Lines that hold the word "React" should be located and copied.

» Supplied entries:
------
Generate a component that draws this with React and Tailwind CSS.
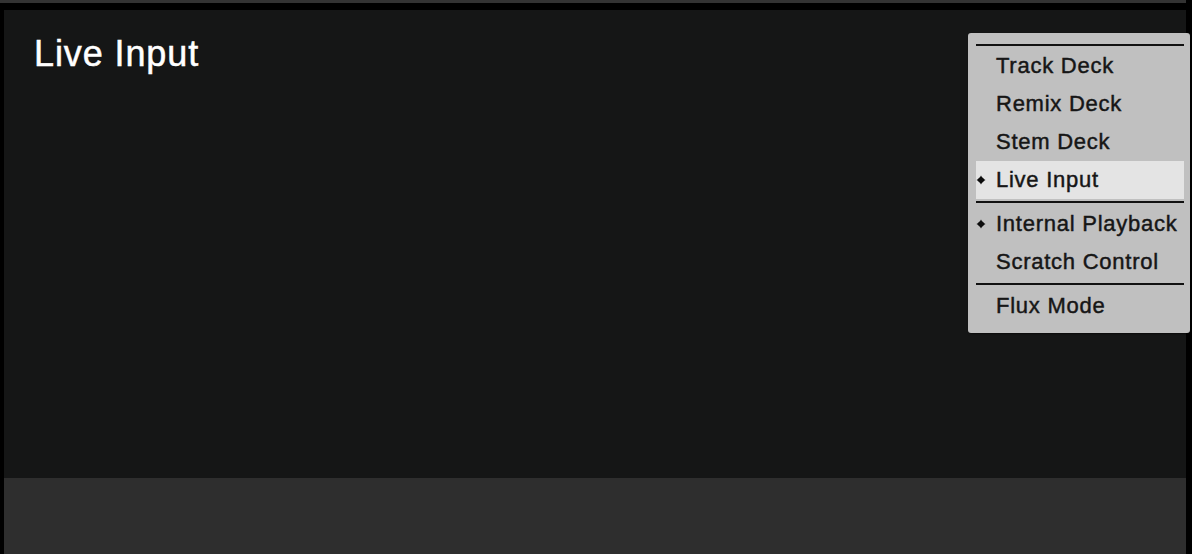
------
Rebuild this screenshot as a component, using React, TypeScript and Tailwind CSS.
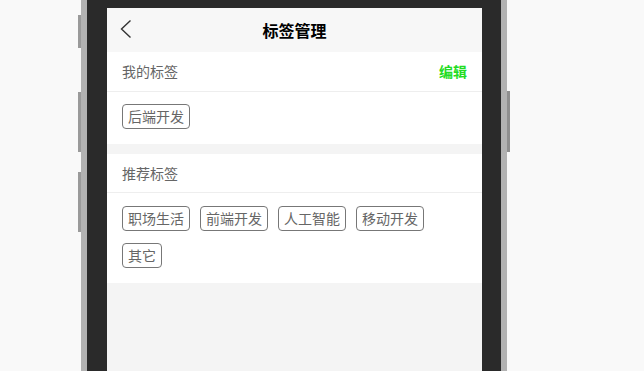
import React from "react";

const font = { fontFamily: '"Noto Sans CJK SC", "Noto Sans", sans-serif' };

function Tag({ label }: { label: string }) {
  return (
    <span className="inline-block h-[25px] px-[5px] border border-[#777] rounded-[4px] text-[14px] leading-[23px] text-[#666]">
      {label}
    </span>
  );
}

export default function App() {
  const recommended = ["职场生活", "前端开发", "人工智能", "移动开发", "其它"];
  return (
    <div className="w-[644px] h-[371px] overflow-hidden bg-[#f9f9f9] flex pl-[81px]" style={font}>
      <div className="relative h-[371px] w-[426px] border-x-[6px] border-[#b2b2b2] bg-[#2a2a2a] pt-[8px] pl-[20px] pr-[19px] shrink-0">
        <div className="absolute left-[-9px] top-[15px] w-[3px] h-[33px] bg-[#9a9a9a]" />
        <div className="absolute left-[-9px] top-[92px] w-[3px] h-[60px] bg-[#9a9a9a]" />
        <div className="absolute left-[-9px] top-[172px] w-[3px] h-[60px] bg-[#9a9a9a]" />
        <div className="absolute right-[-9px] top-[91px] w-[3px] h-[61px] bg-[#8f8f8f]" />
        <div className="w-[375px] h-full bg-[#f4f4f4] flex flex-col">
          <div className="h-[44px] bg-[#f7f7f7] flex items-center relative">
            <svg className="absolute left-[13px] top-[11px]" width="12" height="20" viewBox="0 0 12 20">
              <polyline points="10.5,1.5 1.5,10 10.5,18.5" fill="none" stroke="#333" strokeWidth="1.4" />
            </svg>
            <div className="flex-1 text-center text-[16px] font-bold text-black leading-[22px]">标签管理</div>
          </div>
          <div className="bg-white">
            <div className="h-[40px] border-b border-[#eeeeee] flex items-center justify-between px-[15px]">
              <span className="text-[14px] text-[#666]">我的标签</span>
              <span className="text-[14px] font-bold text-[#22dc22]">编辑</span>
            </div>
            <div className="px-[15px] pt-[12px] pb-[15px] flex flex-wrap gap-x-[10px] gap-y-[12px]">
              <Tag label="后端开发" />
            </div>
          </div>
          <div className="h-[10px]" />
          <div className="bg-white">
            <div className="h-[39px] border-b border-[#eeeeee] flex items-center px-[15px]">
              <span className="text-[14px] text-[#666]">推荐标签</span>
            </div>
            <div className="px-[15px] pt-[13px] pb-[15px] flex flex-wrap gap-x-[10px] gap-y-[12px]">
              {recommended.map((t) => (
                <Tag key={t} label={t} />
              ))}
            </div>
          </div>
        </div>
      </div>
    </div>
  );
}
------
» Correct result:
Generate a component that draws this with React and Tailwind CSS.
Rebuild this screenshot as a component, using React, TypeScript and Tailwind CSS.
import React from "react";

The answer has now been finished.